====== Data in this exercise ======
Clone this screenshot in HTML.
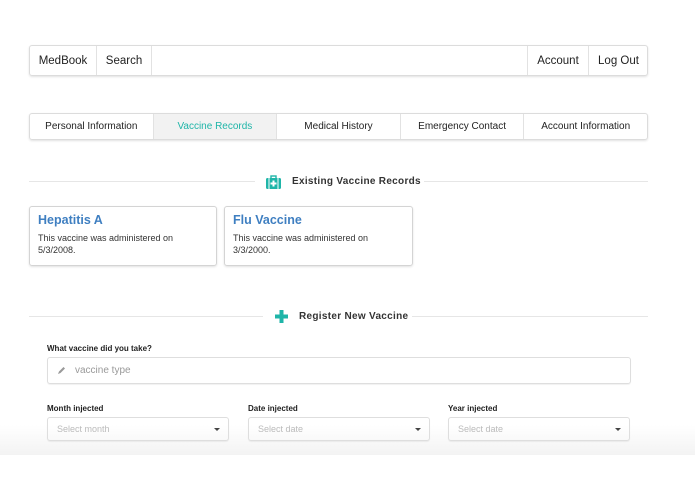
<!DOCTYPE html><html><head><style>
*{box-sizing:border-box;margin:0;padding:0}
body{width:695px;height:494px;background:#fff;font-family:"Liberation Sans",sans-serif;color:#222;position:relative;overflow:hidden}
.a{position:absolute}
.nav{left:29px;top:45px;width:619px;height:31px;border:1px solid #dcdcdc;border-radius:3px;box-shadow:0 1px 2px rgba(0,0,0,.12);font-size:11.5px}
.nav div{position:absolute;top:0;height:29px;line-height:31px;text-align:center}
.tabs{left:29px;top:113px;width:619px;height:27px;border:1px solid #dcdcdc;border-radius:3px;box-shadow:0 1px 2px rgba(0,0,0,.12);display:flex;font-size:10px}
.tabs div{flex:1;text-align:center;line-height:26px;border-right:1px solid #e2e2e2}
.tabs div:last-child{border:none}
.hr{height:1px;background:#e6e6e6}
.h{font-size:10px;font-weight:bold;color:#333;letter-spacing:.3px}
.card{top:206px;height:60px;border:1px solid #d4d4d4;border-radius:3px;box-shadow:0 1px 2px rgba(0,0,0,.12);padding:6px 8px}
.card b{display:block;color:#3f7fc1;font-size:12.5px;margin-bottom:5px}
.card p{font-size:9px;line-height:12px;color:#333}
.lbl{font-size:8px;font-weight:bold;color:#222}
.box{border:1px solid #dedede;border-radius:3px;box-shadow:0 1px 1px rgba(0,0,0,.06);font-size:9px;color:#bbb;padding-left:9px}
.sel{top:417px;height:24px;line-height:22px}
.sel:after{content:"";position:absolute;right:8px;top:10px;border:3px solid transparent;border-top:3px solid #444}
.fade{left:0;top:425px;width:695px;height:30px;background:linear-gradient(#fff,#f3f3f3);z-index:-1}
</style></head><body>
<div class="a fade"></div>
<div class="a nav">
<div style="left:0;width:67px;border-right:1px solid #e2e2e2">MedBook</div>
<div style="left:67px;width:55px;border-right:1px solid #e2e2e2">Search</div>
<div style="left:497px;width:61px;border-left:1px solid #e2e2e2">Account</div>
<div style="left:558px;width:60px;border-left:1px solid #e2e2e2">Log Out</div>
</div>
<div class="a tabs"><div>Personal Information</div><div style="background:#f2f2f2;color:#1fb5a8">Vaccine Records</div><div>Medical History</div><div>Emergency Contact</div><div>Account Information</div></div>
<div class="a hr" style="left:29px;top:181px;width:226px"></div>
<div class="a hr" style="left:424px;top:181px;width:224px"></div>
<svg class="a" style="left:266px;top:175px" width="15" height="14" viewBox="0 0 15 14"><rect x="5" y="1" width="5" height="3" fill="none" stroke="#1fb5a8" stroke-width="1.4"/><rect x="0" y="3" width="15" height="11" rx="1.5" fill="#1fb5a8"/><rect x="2.5" y="3" width="1" height="11" fill="#fff"/><rect x="11.5" y="3" width="1" height="11" fill="#fff"/><rect x="6.5" y="5.5" width="2" height="6" fill="#fff"/><rect x="4.5" y="7.5" width="6" height="2" fill="#fff"/></svg>
<div class="a h" style="left:292px;top:176px">Existing Vaccine Records</div>
<div class="a card" style="left:29px;width:188px"><b>Hepatitis A</b><p>This vaccine was administered on<br>5/3/2008.</p></div>
<div class="a card" style="left:224px;width:189px"><b>Flu Vaccine</b><p>This vaccine was administered on<br>3/3/2000.</p></div>
<div class="a hr" style="left:29px;top:316px;width:234px"></div>
<div class="a hr" style="left:412px;top:316px;width:236px"></div>
<svg class="a" style="left:275px;top:310px" width="13" height="13"><rect x="4.5" y="0" width="4" height="13" fill="#1fb5a8"/><rect x="0" y="4.5" width="13" height="4" fill="#1fb5a8"/></svg>
<div class="a h" style="left:299px;top:311px">Register New Vaccine</div>
<div class="a lbl" style="left:47px;top:344px">What vaccine did you take?</div>
<div class="a box" style="left:47px;top:357px;width:584px;height:27px;line-height:26px;padding-left:27px;font-size:10px;color:#999">vaccine type</div>
<svg class="a" style="left:57px;top:366px" width="9" height="9"><path d="M1 8 L2 5.5 L6.5 1 L8 2.5 L3.5 7 Z" fill="#999"/></svg>
<div class="a lbl" style="left:47px;top:404px">Month injected</div>
<div class="a lbl" style="left:248px;top:404px">Date injected</div>
<div class="a lbl" style="left:448px;top:404px">Year injected</div>
<div class="a box sel" style="left:47px;width:182px">Select month</div>
<div class="a box sel" style="left:248px;width:182px">Select date</div>
<div class="a box sel" style="left:448px;width:182px">Select date</div>
</body></html>
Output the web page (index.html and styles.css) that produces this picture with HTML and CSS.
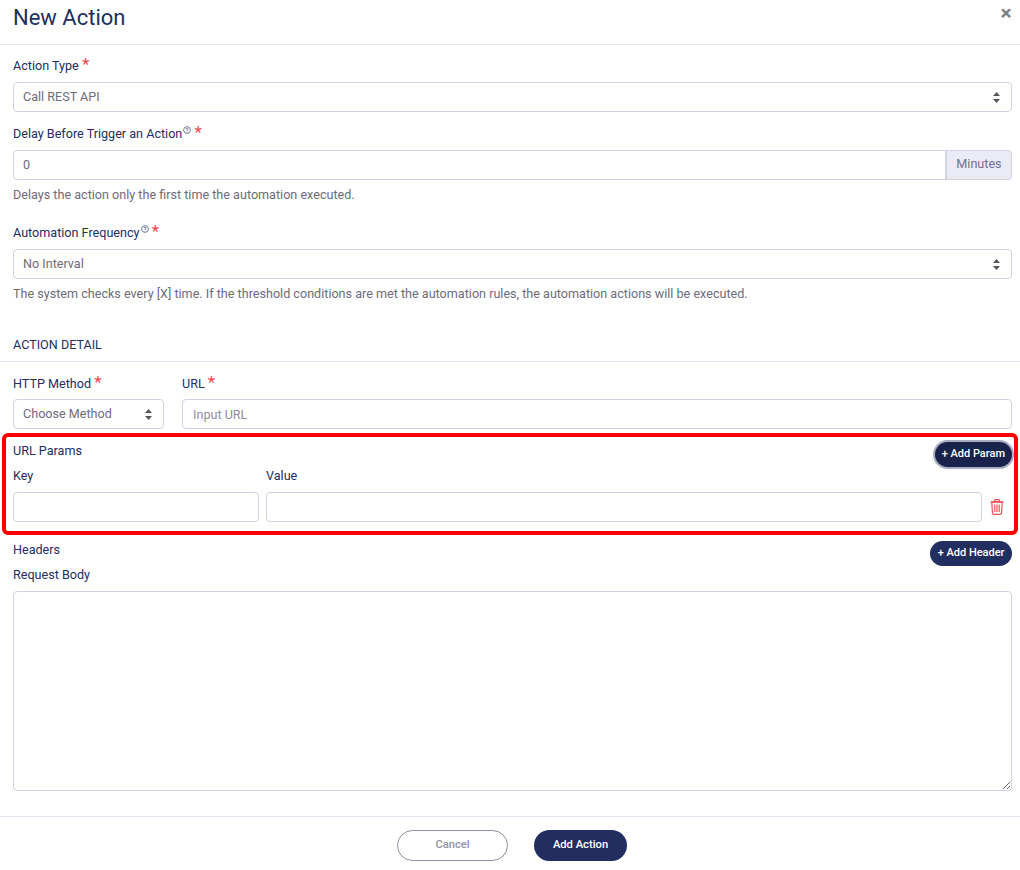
FILE: index.html
```html
<!DOCTYPE html>
<html lang="en">

<head>
    <meta charset="UTF-8">
    <meta name="viewport" content="width=device-width, initial-scale=1.0">
    <title>New Action</title>
    <link rel="stylesheet" href="styles.css">
</head>

<body>

    <div class="modal">
        <div class="modal-header">
            <h1 class="modal-title">New Action</h1>
            <button type="button" class="close" aria-label="Close">&times;</button>
        </div>

        <form class="modal-body">
            <div class="pad">
                <label class="label">Action Type <span class="req">*</span></label>
                <select class="control select">
                    <option>Call REST API</option>
                </select>

                <label class="label label-next">Delay Before Trigger an Action<svg class="hint" viewBox="0 0 8 8"><circle cx="4" cy="4" r="3.4"/><path d="M2.9 3.1C2.9 1.7 5.1 1.7 5.1 3.1C5.1 4 4 4 4 5M4 5.7V6.4"/></svg> <span class="req">*</span></label>
                <div class="input-group">
                    <input class="control" type="text" value="0">
                    <span class="addon">Minutes</span>
                </div>
                <p class="help">Delays the action only the first time the automation executed.</p>

                <label class="label label-gap">Automation Frequency<svg class="hint" viewBox="0 0 8 8"><circle cx="4" cy="4" r="3.4"/><path d="M2.9 3.1C2.9 1.7 5.1 1.7 5.1 3.1C5.1 4 4 4 4 5M4 5.7V6.4"/></svg> <span class="req">*</span></label>
                <select class="control select">
                    <option>No Interval</option>
                </select>
                <p class="help">The system checks every [X] time. If the threshold conditions are met the automation rules, the automation actions will be executed.</p>
            </div>

            <h2 class="section-title">ACTION DETAIL</h2>

            <div class="pad">
                <div class="method-row">
                    <div>
                        <label class="label">HTTP Method <span class="req">*</span></label>
                        <select class="control select">
                            <option>Choose Method</option>
                        </select>
                    </div>
                    <div>
                        <label class="label">URL <span class="req">*</span></label>
                        <input class="control" type="text" placeholder="Input URL">
                    </div>
                </div>
            </div>

            <div class="params-box">
                <div class="sub-head">
                    <span class="label">URL Params</span>
                    <button type="button" class="btn-add focused">+ Add Param</button>
                </div>
                <div class="param-grid">
                    <label class="label">Key</label>
                    <label class="label">Value</label>
                    <span></span>
                    <input class="control" type="text">
                    <input class="control" type="text">
                    <svg class="trash" viewBox="0 0 14 16">
                        <path d="M0.6 2.9H13.4M4.6 2.7V1.4C4.6 0.9 5 0.6 5.4 0.6H8.6C9 0.6 9.4 0.9 9.4 1.4V2.7"/>
                        <path d="M1.8 3.2L2.5 14.2C2.6 14.9 3 15.3 3.7 15.3H10.3C11 15.3 11.4 14.9 11.5 14.2L12.2 3.2Z"/>
                        <path d="M4.8 5.4V13M7 5.4V13M9.2 5.4V13"/>
                    </svg>
                </div>
            </div>

            <div class="pad">
                <div class="sub-head headers-head">
                    <span class="label">Headers</span>
                    <button type="button" class="btn-add">+ Add Header</button>
                </div>
                <label class="label">Request Body</label>
                <textarea class="control textarea"></textarea>
            </div>
        </form>

        <div class="modal-footer">
            <button type="button" class="btn btn-cancel">Cancel</button>
            <button type="button" class="btn btn-primary">Add Action</button>
        </div>
    </div>

</body>

</html>
```

FILE: styles.css
```css
* {
    margin: 0;
    padding: 0;
    box-sizing: border-box;
    font-family: 'Roboto', sans-serif;
}

body {
    background-color: #ffffff;
    font-size: 12.6px;
    line-height: 20px;
    color: #6e6b7b;
}

.modal-header {
    height: 45px;
    padding-left: 13px;
    border-bottom: 1px solid #e4e3ef;
    display: flex;
    justify-content: space-between;
    align-items: flex-start;
}

.modal-title {
    font-size: 22px;
    font-weight: 400;
    line-height: 36px;
    color: #212e5f;
}

.close {
    width: 28px;
    height: 26px;
    border: none;
    background: none;
    font-size: 21px;
    font-weight: 700;
    line-height: 26px;
    color: #7f7f7f;
}

.pad {
    padding: 0 8px 0 13px;
}

.modal-body > .pad:first-child {
    padding-top: 10px;
}

.label {
    display: block;
    padding-top: 1px;
    margin-bottom: 6px;
    color: #212e5f;
}

.label-next {
    margin-top: 11px;
}

.label-gap {
    margin-top: 17px;
}

.req {
    color: #f0454a;
    font-size: 17px;
    line-height: 14px;
}

.hint {
    width: 8px;
    height: 8px;
    margin: 0 0 9px 1px;
    vertical-align: middle;
    fill: none;
    stroke: #3f4a78;
    stroke-width: 0.7;
}

.control {
    display: block;
    width: 100%;
    height: 30px;
    padding: 0 10px;
    background-color: #ffffff;
    border: 1px solid #d3d2e4;
    border-radius: 4px;
    font-size: 12.6px;
    color: #6e6b7b;
    outline: none;
}

.control::placeholder {
    color: #8f8d9e;
}

.select {
    appearance: none;
    padding: 0 9px 2px;
    background-image: url("data:image/svg+xml,%3Csvg xmlns='http://www.w3.org/2000/svg' width='7' height='11'%3E%3Cpath fill='%23555' d='M3.5 0L7 4H0ZM3.5 11L0 7H7Z'/%3E%3C/svg%3E");
    background-repeat: no-repeat;
    background-position: right 11px center;
}

.input-group {
    display: flex;
}

.input-group .control {
    flex: 1;
    padding: 0 9px 2px;
    border-radius: 4px 0 0 4px;
}

.addon {
    width: 67px;
    height: 30px;
    line-height: 26px;
    text-align: center;
    background-color: #e9ecf5;
    border: 1px solid #d3d2e4;
    border-left-width: 2px;
    border-radius: 0 4px 4px 0;
    margin-left: -1px;
    color: #6e7191;
}

.help {
    margin-top: 5px;
}

.section-title {
    margin-top: 30px;
    padding: 1px 13px 6px;
    border-bottom: 1px solid #e4e3ef;
    font-size: 12.6px;
    font-weight: 400;
    line-height: 20px;
    color: #212e5f;
}

.method-row {
    display: grid;
    grid-template-columns: 151px 1fr;
    gap: 18px;
    margin-top: 11px;
}

.method-row .label {
    margin-bottom: 5px;
}

.params-box {
    margin: 4px 2px;
    padding: 3px 2px 9px 7px;
    border: 4px solid #ff0000;
    border-radius: 6px;
}

.sub-head {
    display: flex;
    justify-content: space-between;
    align-items: flex-start;
    height: 25px;
}

.btn-add {
    height: 25px;
    margin-top: 2px;
    padding: 0 7.5px 2px;
    border: none;
    border-radius: 13px;
    background-color: #212e5f;
    color: #ffffff;
    font-size: 11px;
    font-weight: 500;
}

.focused {
    background-color: #18224a;
    box-shadow: 0 0 0 2px #a8adc4;
    padding: 0 7px 2px;
}

.param-grid {
    display: grid;
    grid-template-columns: 246px 1fr 23px;
    column-gap: 7px;
    align-items: center;
}

.trash {
    width: 14px;
    height: 16px;
    margin-left: 1px;
    fill: none;
    stroke: #ef5055;
    stroke-width: 1.2;
}

.textarea {
    height: 200px;
    padding: 6px 10px;
}

.modal-footer {
    margin-top: 25px;
    padding: 13px 0 0 4px;
    border-top: 1px solid #e4e3ef;
    display: flex;
    justify-content: center;
    gap: 26px;
}

.btn {
    height: 31px;
    padding-bottom: 2px;
    border-radius: 16px;
    font-size: 11.2px;
    font-weight: 500;
}

.btn-cancel {
    width: 111px;
    background-color: #ffffff;
    border: 1px solid #8f8da0;
    color: #9492a6;
}

.btn-primary {
    width: 93px;
    background-color: #212e5f;
    border: none;
    color: #ffffff;
}
```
======
Exercise goal → What is the number of lines in the records above that include the word "styles"? Reply with that number and nothing more.

The output → 3